Recent developments have placed an actual manned mission to Mars closer to a reality than any other time in spaceflight history, NASA’s chief claimed this week during a live webcast from NASA headquarters in Washington. D. C. NASA Administrator Charles Bolden admitted there was still “a lot of work” to be done, but getting to Mars is now definitely within mankind’s reach.
Space.com reported September 18 that Charles Bolden, sitting on a panel of NASA researchers and officials and science fiction author Andy Weir live on NASA TV, revealed positive developments within the space agency that pointed to an actual mission to the Red Planet. He and his fellow panelists also discussed details of the planned Mars mission itself.
“We are farther down the path to sending humans to Mars than at any point in NASA’s history,” Bolden said, admitting that there was “a lot of work to do to get humans to Mars, but we’ll get there.”
NASA Deputy Administrator Dava Newman pointed to the positive development of sustainable foodstuffs, such as the growing of fresh vegetables on board the space vehicle while in transit. Recently, edible lettuce was grown on the International Space Station as part of an experiment into understanding the production of food crops outside of Earth’s influence.
Space agency officials also discussed developments with Orion, a capsule that is designed to hold at least four astronauts and facilitate traffic to the Moon and Mars, and the Space Launch System (SLS) megarocket that is being engineered for deep-space destinations. Both Orion and the SLS are scheduled for a first-ever tandem test flight — unmanned, of course — in 2018. Although it has been reported that a manned Orion mission may not take place until 2023, NASA says it is “aggressively” pushing for a manned run in 2021, according to Space News.
As for those that will fly the mission, NBC News reported that NASA astronaut Scott Kelly and cosmonaut Mikhail Kornienko just completed half of a year-long mission on the International Space Station to further study the psychological and physiological effects of long-duration spaceflight. It is estimated that a manned mission to Mars will take at least 500 days (this is an estimated round trip, which includes several days for exploring the Red Planet).
“[Putting] boots on Mars is possibly the most exciting thing humans will ever do,” Bolden said. “We have been engaged in getting to Mars — getting humans to Mars — for at least 40 years, beginning with the first precursors,” he added. “I have no doubt that we can accomplish what we have set our minds to do.”
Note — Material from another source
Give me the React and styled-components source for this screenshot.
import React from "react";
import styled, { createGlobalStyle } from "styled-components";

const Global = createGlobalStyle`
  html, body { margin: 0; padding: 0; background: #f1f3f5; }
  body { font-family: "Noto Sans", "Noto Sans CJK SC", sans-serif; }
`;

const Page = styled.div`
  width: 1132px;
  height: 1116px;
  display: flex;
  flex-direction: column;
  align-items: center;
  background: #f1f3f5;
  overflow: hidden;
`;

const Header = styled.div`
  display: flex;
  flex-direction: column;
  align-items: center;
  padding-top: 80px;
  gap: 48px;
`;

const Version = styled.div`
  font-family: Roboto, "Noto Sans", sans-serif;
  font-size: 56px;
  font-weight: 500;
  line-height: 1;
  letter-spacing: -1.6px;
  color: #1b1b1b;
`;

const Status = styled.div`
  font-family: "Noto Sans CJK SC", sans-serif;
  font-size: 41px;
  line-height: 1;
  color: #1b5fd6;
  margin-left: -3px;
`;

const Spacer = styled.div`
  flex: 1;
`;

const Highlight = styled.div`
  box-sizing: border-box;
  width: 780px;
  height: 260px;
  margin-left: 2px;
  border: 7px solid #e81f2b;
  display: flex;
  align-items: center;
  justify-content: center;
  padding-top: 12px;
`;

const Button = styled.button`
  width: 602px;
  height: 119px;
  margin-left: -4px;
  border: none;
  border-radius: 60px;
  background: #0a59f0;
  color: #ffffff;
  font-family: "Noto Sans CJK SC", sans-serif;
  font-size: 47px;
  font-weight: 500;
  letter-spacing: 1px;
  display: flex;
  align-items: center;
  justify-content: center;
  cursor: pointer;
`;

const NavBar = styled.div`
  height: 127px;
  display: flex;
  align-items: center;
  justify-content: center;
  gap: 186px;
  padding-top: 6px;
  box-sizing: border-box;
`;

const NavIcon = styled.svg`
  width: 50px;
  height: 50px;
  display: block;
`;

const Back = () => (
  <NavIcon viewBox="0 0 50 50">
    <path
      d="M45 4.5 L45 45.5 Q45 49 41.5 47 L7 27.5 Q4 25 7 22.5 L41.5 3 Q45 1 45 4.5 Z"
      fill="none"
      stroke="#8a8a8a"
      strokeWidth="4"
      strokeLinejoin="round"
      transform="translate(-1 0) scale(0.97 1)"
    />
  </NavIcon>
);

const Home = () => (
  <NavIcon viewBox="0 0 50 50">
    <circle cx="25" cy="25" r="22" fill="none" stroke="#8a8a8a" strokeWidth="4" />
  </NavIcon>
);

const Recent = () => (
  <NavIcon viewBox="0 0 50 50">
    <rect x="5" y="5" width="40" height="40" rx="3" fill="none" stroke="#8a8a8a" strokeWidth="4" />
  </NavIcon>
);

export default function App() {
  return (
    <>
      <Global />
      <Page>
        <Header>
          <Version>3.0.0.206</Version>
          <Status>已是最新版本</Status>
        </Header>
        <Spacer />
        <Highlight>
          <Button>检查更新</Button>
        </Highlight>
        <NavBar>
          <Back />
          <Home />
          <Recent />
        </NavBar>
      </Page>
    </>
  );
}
The space agency chief said that he had dreams as a younger astronaut (Bolden was a space shuttle commander prior to becoming Administrator) of being the first man to explore Mars. That was when he’d first started his training in 1980. That was also when the projected mission to Mars was thirty years in the future — now five years in the past. And even if he may not be among the astronauts to first set foot on the Red Planet, he believes it is an achievement that can be accomplished by the 2030s.
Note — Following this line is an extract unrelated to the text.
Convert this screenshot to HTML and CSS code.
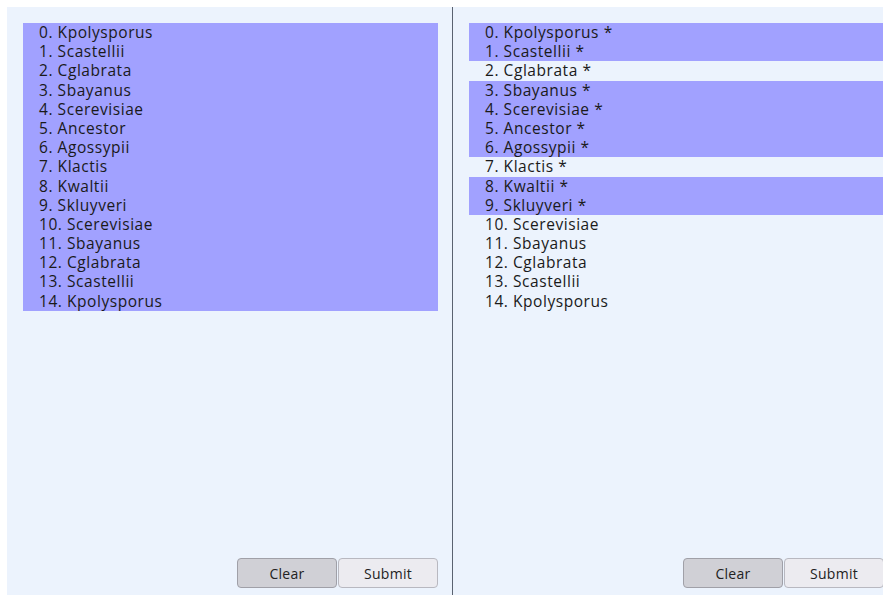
FILE: index.html
```html
<!DOCTYPE html>
<html lang="en">
<head>
<meta charset="utf-8">
<title>Species order</title>
<link rel="stylesheet" href="styles.css">
</head>
<body>
<div class="split">
  <section class="panel">
    <ul class="list">
      <li class="row sel">0. Kpolysporus</li>
      <li class="row sel">1. Scastellii</li>
      <li class="row sel">2. Cglabrata</li>
      <li class="row sel">3. Sbayanus</li>
      <li class="row sel">4. Scerevisiae</li>
      <li class="row sel">5. Ancestor</li>
      <li class="row sel">6. Agossypii</li>
      <li class="row sel">7. Klactis</li>
      <li class="row sel">8. Kwaltii</li>
      <li class="row sel">9. Skluyveri</li>
      <li class="row sel">10. Scerevisiae</li>
      <li class="row sel">11. Sbayanus</li>
      <li class="row sel">12. Cglabrata</li>
      <li class="row sel">13. Scastellii</li>
      <li class="row sel">14. Kpolysporus</li>
    </ul>
    <div class="actions">
      <button class="btn btn-clear" type="button">Clear</button>
      <button class="btn btn-submit" type="button">Submit</button>
    </div>
  </section>
  <div class="divider"></div>
  <section class="panel">
    <ul class="list">
      <li class="row sel">0. Kpolysporus *</li>
      <li class="row sel">1. Scastellii *</li>
      <li class="row">2. Cglabrata *</li>
      <li class="row sel">3. Sbayanus *</li>
      <li class="row sel">4. Scerevisiae *</li>
      <li class="row sel">5. Ancestor *</li>
      <li class="row sel">6. Agossypii *</li>
      <li class="row">7. Klactis *</li>
      <li class="row sel">8. Kwaltii *</li>
      <li class="row sel">9. Skluyveri *</li>
      <li class="row">10. Scerevisiae</li>
      <li class="row">11. Sbayanus</li>
      <li class="row">12. Cglabrata</li>
      <li class="row">13. Scastellii</li>
      <li class="row">14. Kpolysporus</li>
    </ul>
    <div class="actions">
      <button class="btn btn-clear" type="button">Clear</button>
      <button class="btn btn-submit" type="button">Submit</button>
    </div>
  </section>
</div>
</body>
</html>
```

FILE: styles.css
```css
html, body {
  margin: 0;
  height: 100%;
  overflow: hidden;
  background: #ffffff;
}

body {
  padding: 7px 0 0 7px;
  box-sizing: border-box;
  font-family: "Open Sans", "Noto Sans", sans-serif;
  color: #1a1a1a;
}

.split {
  display: flex;
  width: 876px;
  height: 588px;
  overflow: hidden;
}

.panel {
  width: 445px;
  flex: none;
  background: #ecf3fd;
  box-sizing: border-box;
  padding: 16px 14px 7px 16px;
  display: flex;
  flex-direction: column;
}

.divider {
  width: 1px;
  flex: none;
  background: #5a6270;
}

.list {
  list-style: none;
  margin: 0;
  padding: 0;
}

.row {
  height: 19.2px;
  line-height: 19.2px;
  font-size: 15.5px;
  letter-spacing: 0.55px;
  padding-left: 16px;
  white-space: nowrap;
}

.row.sel {
  background: #a1a1ff;
}

.actions {
  margin-top: auto;
  display: flex;
  justify-content: flex-end;
}

.btn {
  width: 100px;
  height: 30px;
  box-sizing: border-box;
  border: 1px solid #b8b8c0;
  border-radius: 4px;
  font-family: inherit;
  font-size: 14px;
  letter-spacing: 0.3px;
  color: #222;
  padding: 0;
}

.btn-clear {
  background: #d0d0d6;
  border-color: #a0a0a8;
}

.btn-submit {
  background: #ecebf0;
  margin-left: 1px;
}
```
Charles Bolden has kept an unwavering eye on getting to Mars since taking over as NASA administrator in 2009. He’s even insisted that getting to Mars was imperative to the survival of humanity. In April 2014, speaking at the Human 2 Mars Summit in Washington, he said, “If this species is to survive indefinitely we need to become a multiplanet species; we need to go to Mars, and Mars is a stepping stone to other solar systems.”
No, Bolden may not get to be the first astronaut on Mars. He is, however, leading the way to perhaps getting there within the next two decades.